Alcoholic Drinks in Iran

Alcohol drinking is officially forbidden for Iran’s Muslim citizens according to the country’s civil code. However, Iranians are the third highest consumers of alcohol in Middle East.

The Iranian Police announced on Saturday that the first alcohol addiction treatment center will be opened in next few days in Tehran. Accordingly this center will be managed by nonprofit organizations.

Ayatollah Seyyed Hossein Mousavi Tabrizi, a senior Iranian religious leader, says the government in partnership with the Iranian police should ‘eradicate’ alcoholism from Islamic Republic of Iran.

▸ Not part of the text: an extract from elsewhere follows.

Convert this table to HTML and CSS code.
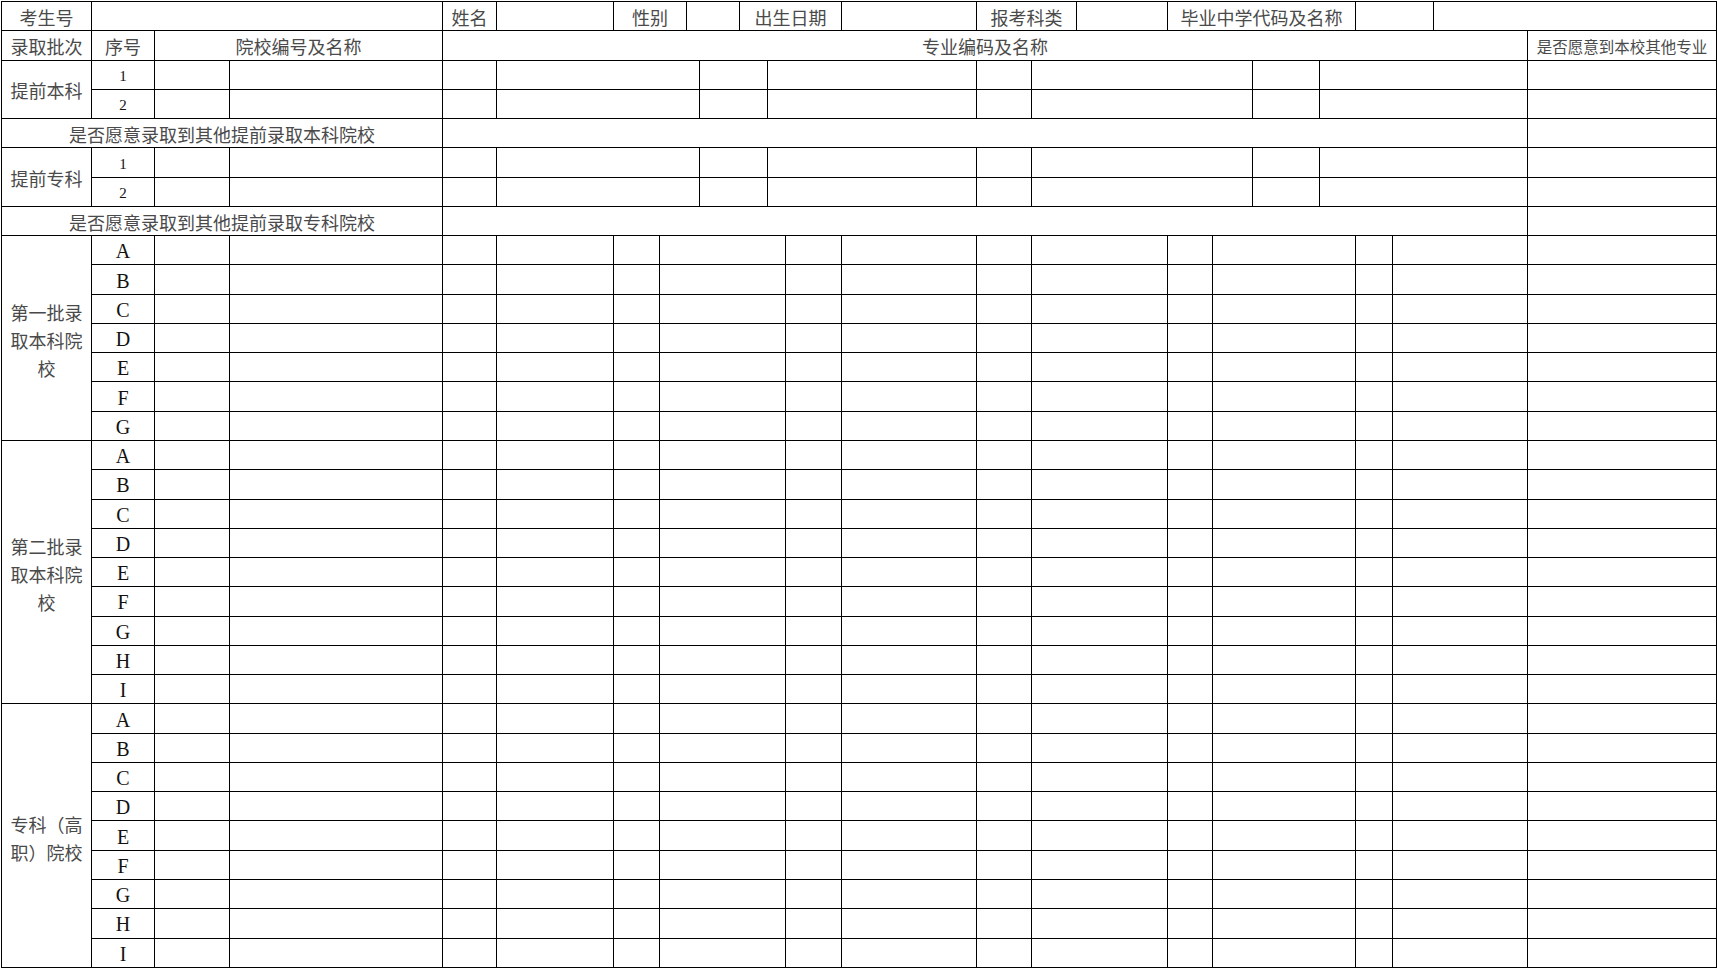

“According to local media reports, there are about 500,000 Muslims addicted to alcohol in Iran. This whopping number raises question about the performance of Iran’s Police with regard to controlling alcohol market in the country,” Ayatollah Mousavi said on Monday.

Much of the alcoholic drinks consumed by Iranians are reportedly smuggled from Iraqi Kurdistan into Iran. A number of Iranian citizens have been detained by Police for smuggling alcoholic beverages into the country over the past few years. They have been mostly sentenced to five years in prison under the country’s penal code.

“Reports suggest that the Iranian government has failed to confront with alcohol business in Iran. I kindly urge the Iranian government to put severe ban on alcohol use in Iran in order to reduce the number of addicted people to alcohol.” Seyyed Hossein Mousavi Tabrizi concluded.

It is good to know that Iran’s government allows non-Muslim minorities to produce and drink alcoholic beverages. The Iranian government also lets Christians and Jews to import a limited number of alcoholic drinks via official channels to the country. On the other side, Behnoush Company has recently started producing alcoholic beverages for non-Muslim minorities in Iran.

In 2012, Iran’s Khorasan justice department confirmed the death penalty for 2 citizens who were caught drinking alcohol. International organizations have previously criticized Islamic Republic of Iran for executing alcohol-drinkers.